Title 28, United States Code § 2675(a) provides:
(a) An action shall not be instituted upon a claim against the United States for money damages for injury or loss of property or personal injury or death caused by the negligent or wrongful act or omission of any employee of the Government while acting within the scope of his office or employment, unless the claimant shall have first presented the claim to the appropriate Federal agency and his claim shall have been finally denied by the agency in writing and sent by certified or registered mail. The failure of an agency to make final disposition of a claim within six months after it is filed shall, at the option of the claimant any time thereafter, be deemed a final denial of the claim for purposes of this section. The provisions of this subsection shall not apply to such claims as may be asserted under the Federal Rules of Civil Procedure by third party complaint, cross-claim, or counterclaim.
(emphasis added).
According to the clear statutory language, City Hospital was not required to present an administrative claim to the United States before asserting a cross-claim or third party complaint.
In Keleket X-Ray Corp. v. United States , 275 F.2d 167 (D.C. Cir. 1960), the District of Columbia Circuit considered a case in which the plaintiff's personal injury claim against the United States was dismissed for failure to file an administrative claim under 28 U.S.C. § 2401(b). Co-defendant Keleket filed a cross-claim for contribution, which was dismissed by the district court. The circuit court reversed the dismissal and held the cross-claim to be proper. This Court finds no basis upon which to distinguish Keleket.
Similarly, in Kelly v. Full Wood Foods, Inc. , 111 F.Supp.2d 712, 715 (D. Md. 2000) (Motz, J.), the District Court stated that "[u]nder the FTCA, the United States is liable for the acts and omissions of its agents that are tortious under the law of the place where the act or omission occurred. See 28 U.S.C. §§ 1346(b), 2674; Norton v. United States , 581 F.2d 390, 394 (4th Cir. 1978). This waiver of sovereign immunity extends to contribution claims that are viable under relevant state law. See United States v. Yellow Cab Co. , 340 U.S. 543, 548 (1951)."
"[E]ven if the Plaintiffs' suit against the United States is now barred by the FTCA, Defendants may prove that the United States `at some time was liable with [Defendants] for damage.' Keleket X-Ray Corp. v. United States , 275 F.2d 167, 169 (D.C. Cir. 1960). Contribution from the United States is, therefore, not precluded by the existence of a statute of limitations defense against Plaintiffs." Kelly , at 716.
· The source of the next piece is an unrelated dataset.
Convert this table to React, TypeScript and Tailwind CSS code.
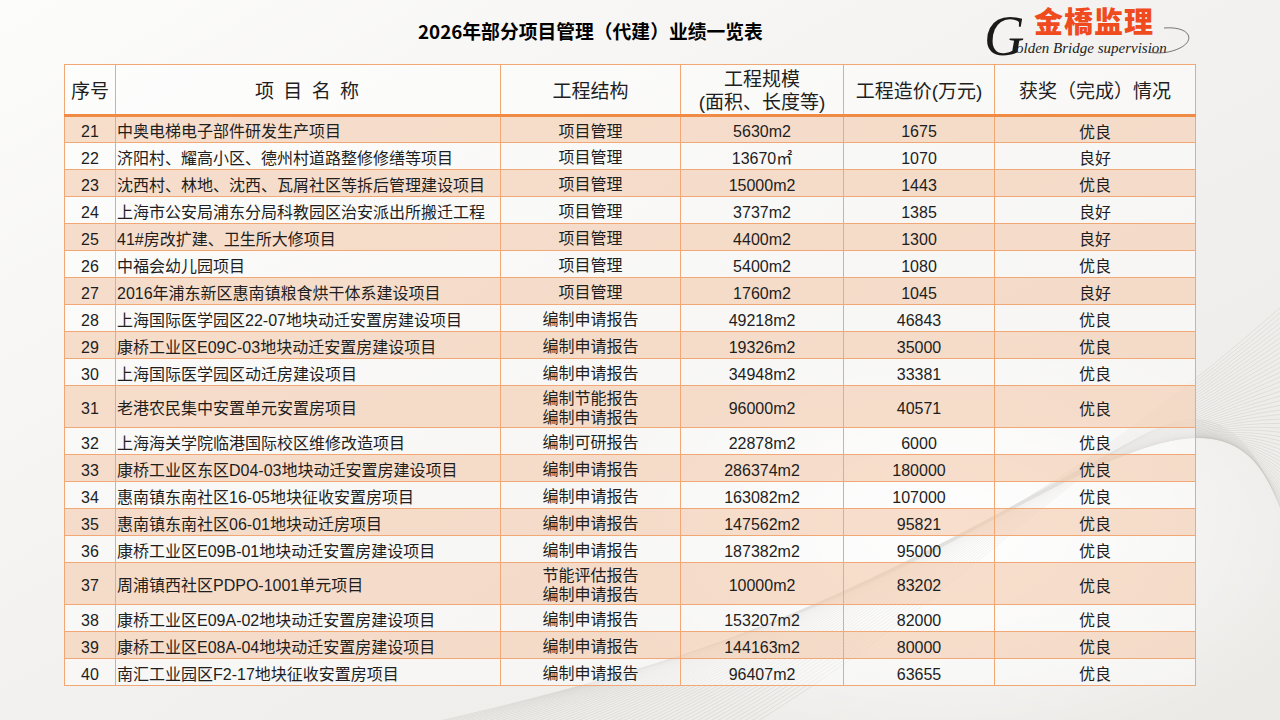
import React from 'react';

type Row = {
  no: number;
  name: string;
  kind: string[];
  scale: string;
  cost: string;
  result: string;
};

const ROWS: Row[] = [
  { no: 21, name: '中奥电梯电子部件研发生产项目', kind: ['项目管理'], scale: '5630m2', cost: '1675', result: '优良' },
  { no: 22, name: '济阳村、耀高小区、德州村道路整修修缮等项目', kind: ['项目管理'], scale: '13670㎡', cost: '1070', result: '良好' },
  { no: 23, name: '沈西村、林地、沈西、瓦屑社区等拆后管理建设项目', kind: ['项目管理'], scale: '15000m2', cost: '1443', result: '优良' },
  { no: 24, name: '上海市公安局浦东分局科教园区治安派出所搬迁工程', kind: ['项目管理'], scale: '3737m2', cost: '1385', result: '良好' },
  { no: 25, name: '41#房改扩建、卫生所大修项目', kind: ['项目管理'], scale: '4400m2', cost: '1300', result: '良好' },
  { no: 26, name: '中福会幼儿园项目', kind: ['项目管理'], scale: '5400m2', cost: '1080', result: '优良' },
  { no: 27, name: '2016年浦东新区惠南镇粮食烘干体系建设项目', kind: ['项目管理'], scale: '1760m2', cost: '1045', result: '良好' },
  { no: 28, name: '上海国际医学园区22-07地块动迁安置房建设项目', kind: ['编制申请报告'], scale: '49218m2', cost: '46843', result: '优良' },
  { no: 29, name: '康桥工业区E09C-03地块动迁安置房建设项目', kind: ['编制申请报告'], scale: '19326m2', cost: '35000', result: '优良' },
  { no: 30, name: '上海国际医学园区动迁房建设项目', kind: ['编制申请报告'], scale: '34948m2', cost: '33381', result: '优良' },
  { no: 31, name: '老港农民集中安置单元安置房项目', kind: ['编制节能报告', '编制申请报告'], scale: '96000m2', cost: '40571', result: '优良' },
  { no: 32, name: '上海海关学院临港国际校区维修改造项目', kind: ['编制可研报告'], scale: '22878m2', cost: '6000', result: '优良' },
  { no: 33, name: '康桥工业区东区D04-03地块动迁安置房建设项目', kind: ['编制申请报告'], scale: '286374m2', cost: '180000', result: '优良' },
  { no: 34, name: '惠南镇东南社区16-05地块征收安置房项目', kind: ['编制申请报告'], scale: '163082m2', cost: '107000', result: '优良' },
  { no: 35, name: '惠南镇东南社区06-01地块动迁房项目', kind: ['编制申请报告'], scale: '147562m2', cost: '95821', result: '优良' },
  { no: 36, name: '康桥工业区E09B-01地块动迁安置房建设项目', kind: ['编制申请报告'], scale: '187382m2', cost: '95000', result: '优良' },
  { no: 37, name: '周浦镇西社区PDPO-1001单元项目', kind: ['节能评估报告', '编制申请报告'], scale: '10000m2', cost: '83202', result: '优良' },
  { no: 38, name: '康桥工业区E09A-02地块动迁安置房建设项目', kind: ['编制申请报告'], scale: '153207m2', cost: '82000', result: '优良' },
  { no: 39, name: '康桥工业区E08A-04地块动迁安置房建设项目', kind: ['编制申请报告'], scale: '144163m2', cost: '80000', result: '优良' },
  { no: 40, name: '南汇工业园区F2-17地块征收安置房项目', kind: ['编制申请报告'], scale: '96407m2', cost: '63655', result: '优良' },
];

const FONT = { fontFamily: '"Liberation Sans", "Noto Sans CJK SC", sans-serif' };

export default function App() {
  return (
    <div
      className="relative w-[1280px] h-[720px] overflow-hidden bg-gradient-to-br from-[#fcfcfb] via-[#f2f1ef] to-[#ebeae7] text-[#1e1e1e]"
      style={FONT}
    >
      <Waves />

      {/* ── Title + logo ─────────────────────────────────────────────── */}
      <div className="relative h-[64px]">
        <h1
          className="absolute left-[418px] top-[22px] text-[18.8px] font-bold leading-none text-black"
          style={{ fontFamily: '"Noto Sans CJK SC", sans-serif' }}
        >
          2026年部分项目管理（代建）业绩一览表
        </h1>
        <Logo />
      </div>

      {/* ── Table ────────────────────────────────────────────────────── */}
      <table className="relative ml-[64px] w-[1131px] border-collapse table-fixed">
        <colgroup>
          <col className="w-[51px]" />
          <col className="w-[385px]" />
          <col className="w-[180px]" />
          <col className="w-[163px]" />
          <col className="w-[151px]" />
          <col className="w-[201px]" />
        </colgroup>
        <thead>
          <tr className="h-[51px] bg-white/50 text-[19px] leading-[23px] border-b-[3px] border-[#ef8b45]">
            <th className="border border-[#f1a874] font-normal pt-[3px]">序号</th>
            <th className="border border-[#f1a874] font-normal pt-[3px] tracking-[2px]">项 目 名 称</th>
            <th className="border border-[#f1a874] font-normal pt-[3px]">工程结构</th>
            <th className="border border-[#f1a874] font-normal pt-[2px]">
              <div>工程规模</div>
              <div>(面积、长度等)</div>
            </th>
            <th className="border border-[#f1a874] font-normal pt-[3px]">工程造价(万元)</th>
            <th className="border border-[#f1a874] font-normal pt-[3px]">获奖（完成）情况</th>
          </tr>
        </thead>
        <tbody className="text-[16px] leading-[19px]">
          {ROWS.map((r, i) => (
            <tr
              key={r.no}
              className={
                (r.kind.length > 1 ? 'h-[41px] ' : 'h-[27px] ') +
                (i % 2 === 0 ? 'bg-[#f6d4bc]/75' : 'bg-white/45')
              }
            >
              <td className="border border-[#f1a874] text-center pt-[4px]">{r.no}</td>
              <td className="border border-[#f1a874] pl-[1px] pt-[4px] whitespace-nowrap">{r.name}</td>
              <td className="border border-[#f1a874] text-center pt-[3px]">
                {r.kind.map((k) => (
                  <div key={k}>{k}</div>
                ))}
              </td>
              <td className="border border-[#f1a874] text-center pt-[4px]">{r.scale}</td>
              <td className="border border-[#f1a874] text-center pt-[4px]">{r.cost}</td>
              <td className="border border-[#f1a874] text-center pt-[5px]">{r.result}</td>
            </tr>
          ))}
        </tbody>
      </table>
    </div>
  );
}

// ── Logo ─────────────────────────────────────────────────────────────────

function Logo() {
  return (
    <div className="absolute left-[982px] top-[4px] w-[220px] h-[56px]">
      <span
        className="absolute left-[2px] top-[4px] text-[56px] italic leading-none text-[#1a1a1a]"
        style={{ fontFamily: '"Liberation Serif", serif' }}
      >
        G
      </span>
      <span
        className="absolute left-[52px] top-[2px] text-[29px] font-black leading-none tracking-[1px] text-[#ef4b1e]"
        style={{ fontFamily: '"Noto Sans CJK SC", sans-serif' }}
      >
        金橋监理
      </span>
      <span
        className="absolute left-[34px] top-[37px] text-[15px] italic leading-none text-[#222]"
        style={{ fontFamily: '"Liberation Serif", serif' }}
      >
        olden Bridge supervision
      </span>
      <svg className="absolute left-0 top-0" width="220" height="56" viewBox="0 0 220 56" fill="none">
        <path d="M182 24 C 208 22, 214 36, 198 44 C 188 49, 176 50, 166 48" stroke="#555" strokeWidth="0.8" />
      </svg>
    </div>
  );
}

// ── Background swirl lines ───────────────────────────────────────────────

function Waves() {
  const lines = Array.from({ length: 50 }, (_, i) => i);
  return (
    <svg
      className="absolute left-0 top-0 pointer-events-none"
      width="1280"
      height="720"
      viewBox="0 0 1280 720"
      fill="none"
    >
      <defs>
        <radialGradient id="glow" cx="0.74" cy="0.74" r="0.3">
          <stop offset="0" stopColor="#ffffff" stopOpacity="0.95" />
          <stop offset="1" stopColor="#ffffff" stopOpacity="0" />
        </radialGradient>
      </defs>
      <rect width="1280" height="720" fill="url(#glow)" />
      {lines.map((i) => {
        const d = i * 7;
        return (
          <path
            key={i}
            d={`M ${400 + d} 730 C ${760 + d} ${650 - d * 0.4}, ${1000 + d * 0.6} ${560 - d * 0.9}, 1300 ${290 + d * 0.8}`}
            stroke="#c9c7c3"
            strokeOpacity={0.6}
            strokeWidth="0.7"
          />
        );
      })}
    </svg>
  );
}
Cases discussing third party complaints against the United States are in accord. See Thompson v. Wheeler , 898 F.2d 406 (3d Cir. 1990); Hassan v. Louisiana Dept. of Transp. Development , 923 F.Supp. 890 (W.D. La. 1996); Federal Deposit Ins. Corp. v. Miller , 781 F.Supp. 1280 (N.D. Ill. 1991); Jackson v. Southeastern Pennsylvania Transp. Auth. , 727 F.Supp. 965 (E.D. Pa. 1990); Thornton v. Town of Hull , 515 F.Supp. 715 (D. Mass. 1981); Globig v. Greene Gust Co. , 184 F.Supp. 530 (D. Wis. 1960); Boerger v. Commerce Ins. Services , 2005 WL 3440632 (D. N.J. 2005).
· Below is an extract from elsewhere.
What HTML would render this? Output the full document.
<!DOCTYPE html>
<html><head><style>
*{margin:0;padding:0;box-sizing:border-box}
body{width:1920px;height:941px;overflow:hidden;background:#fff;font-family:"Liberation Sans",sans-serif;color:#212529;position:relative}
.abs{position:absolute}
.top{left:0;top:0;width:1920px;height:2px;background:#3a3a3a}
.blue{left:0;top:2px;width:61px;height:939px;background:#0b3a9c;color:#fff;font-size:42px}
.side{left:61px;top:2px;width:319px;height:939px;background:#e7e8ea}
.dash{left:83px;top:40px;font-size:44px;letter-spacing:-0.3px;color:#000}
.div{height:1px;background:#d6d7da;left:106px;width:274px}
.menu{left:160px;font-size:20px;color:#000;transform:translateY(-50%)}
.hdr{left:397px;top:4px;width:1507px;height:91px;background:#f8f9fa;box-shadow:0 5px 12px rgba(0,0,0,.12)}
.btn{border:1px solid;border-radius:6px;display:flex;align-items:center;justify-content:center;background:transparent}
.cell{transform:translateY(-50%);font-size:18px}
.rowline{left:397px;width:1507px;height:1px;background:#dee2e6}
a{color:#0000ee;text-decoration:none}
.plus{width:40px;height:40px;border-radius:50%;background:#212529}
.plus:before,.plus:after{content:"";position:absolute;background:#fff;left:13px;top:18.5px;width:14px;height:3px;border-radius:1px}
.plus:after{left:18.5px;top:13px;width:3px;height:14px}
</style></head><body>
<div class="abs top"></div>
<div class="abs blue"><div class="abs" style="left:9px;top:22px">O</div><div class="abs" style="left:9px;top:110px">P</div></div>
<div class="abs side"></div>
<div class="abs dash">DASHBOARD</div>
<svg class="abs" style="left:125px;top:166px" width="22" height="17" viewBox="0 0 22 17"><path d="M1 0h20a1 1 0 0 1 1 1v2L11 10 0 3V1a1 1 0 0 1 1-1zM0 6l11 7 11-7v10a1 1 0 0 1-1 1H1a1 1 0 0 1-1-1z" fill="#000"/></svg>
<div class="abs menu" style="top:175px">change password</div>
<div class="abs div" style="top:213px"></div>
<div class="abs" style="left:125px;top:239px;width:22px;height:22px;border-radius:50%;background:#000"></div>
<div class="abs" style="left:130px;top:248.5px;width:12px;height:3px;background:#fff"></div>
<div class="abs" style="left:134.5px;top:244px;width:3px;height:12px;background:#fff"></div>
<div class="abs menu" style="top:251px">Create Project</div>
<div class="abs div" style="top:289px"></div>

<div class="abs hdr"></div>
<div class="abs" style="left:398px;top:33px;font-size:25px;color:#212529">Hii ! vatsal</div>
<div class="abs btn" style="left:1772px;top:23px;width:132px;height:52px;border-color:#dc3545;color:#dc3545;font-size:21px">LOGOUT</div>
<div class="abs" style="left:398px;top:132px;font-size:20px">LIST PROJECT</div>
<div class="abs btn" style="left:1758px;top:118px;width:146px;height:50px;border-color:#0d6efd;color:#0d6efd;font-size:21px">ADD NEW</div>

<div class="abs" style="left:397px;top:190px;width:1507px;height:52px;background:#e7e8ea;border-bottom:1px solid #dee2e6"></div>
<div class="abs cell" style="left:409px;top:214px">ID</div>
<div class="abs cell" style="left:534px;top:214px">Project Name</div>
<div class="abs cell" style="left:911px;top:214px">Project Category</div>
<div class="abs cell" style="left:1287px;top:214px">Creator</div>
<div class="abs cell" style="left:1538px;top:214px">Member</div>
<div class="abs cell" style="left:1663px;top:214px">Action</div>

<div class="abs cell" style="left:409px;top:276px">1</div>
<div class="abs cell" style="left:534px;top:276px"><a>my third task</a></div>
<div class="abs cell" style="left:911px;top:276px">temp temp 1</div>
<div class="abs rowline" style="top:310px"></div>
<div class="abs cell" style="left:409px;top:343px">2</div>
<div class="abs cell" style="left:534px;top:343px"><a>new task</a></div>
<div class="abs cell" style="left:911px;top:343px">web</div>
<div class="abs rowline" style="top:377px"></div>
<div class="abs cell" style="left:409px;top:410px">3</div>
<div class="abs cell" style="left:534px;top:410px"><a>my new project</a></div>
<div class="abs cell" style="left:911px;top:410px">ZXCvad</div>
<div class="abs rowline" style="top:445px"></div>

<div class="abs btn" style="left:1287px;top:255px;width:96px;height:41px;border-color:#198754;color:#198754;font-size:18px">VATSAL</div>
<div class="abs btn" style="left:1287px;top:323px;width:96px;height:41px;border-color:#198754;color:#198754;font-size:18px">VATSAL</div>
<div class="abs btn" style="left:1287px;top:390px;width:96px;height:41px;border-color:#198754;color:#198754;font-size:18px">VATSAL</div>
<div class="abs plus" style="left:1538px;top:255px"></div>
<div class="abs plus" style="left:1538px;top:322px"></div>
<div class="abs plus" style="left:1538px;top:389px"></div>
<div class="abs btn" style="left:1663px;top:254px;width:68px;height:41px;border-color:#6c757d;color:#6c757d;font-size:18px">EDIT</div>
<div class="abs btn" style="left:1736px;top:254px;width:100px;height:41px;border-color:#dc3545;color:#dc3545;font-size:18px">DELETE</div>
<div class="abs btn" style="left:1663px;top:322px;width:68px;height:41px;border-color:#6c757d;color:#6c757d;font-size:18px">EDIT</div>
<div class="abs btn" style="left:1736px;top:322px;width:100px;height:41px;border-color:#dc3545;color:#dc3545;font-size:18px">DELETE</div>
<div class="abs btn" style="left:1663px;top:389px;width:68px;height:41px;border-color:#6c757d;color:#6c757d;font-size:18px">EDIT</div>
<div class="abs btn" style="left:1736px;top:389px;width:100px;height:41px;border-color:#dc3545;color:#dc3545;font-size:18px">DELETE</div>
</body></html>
Inasmuch as this Court finds that a cross-claim by City Hospital against the United States is barred neither by sovereign immunity nor by the failure to assert an administrative claim, the Court will GRANT Defendant City Hospital, Inc.'s Motion to Amend Answer to Add Crossclaim against the Co-Defendant United States of America (Doc. 34). Inasmuch as Defendant City Hospital, Inc.'s Conditional Motion for Leave to File a Third-Party Complaint against the United States of America (Doc. 54) was made conditional on the United States being dismissed, which did not occur, the same is DENIED AS MOOT.
SO ORDERED.
The Clerk is directed to transmit copies of this Order to counsel of record herein.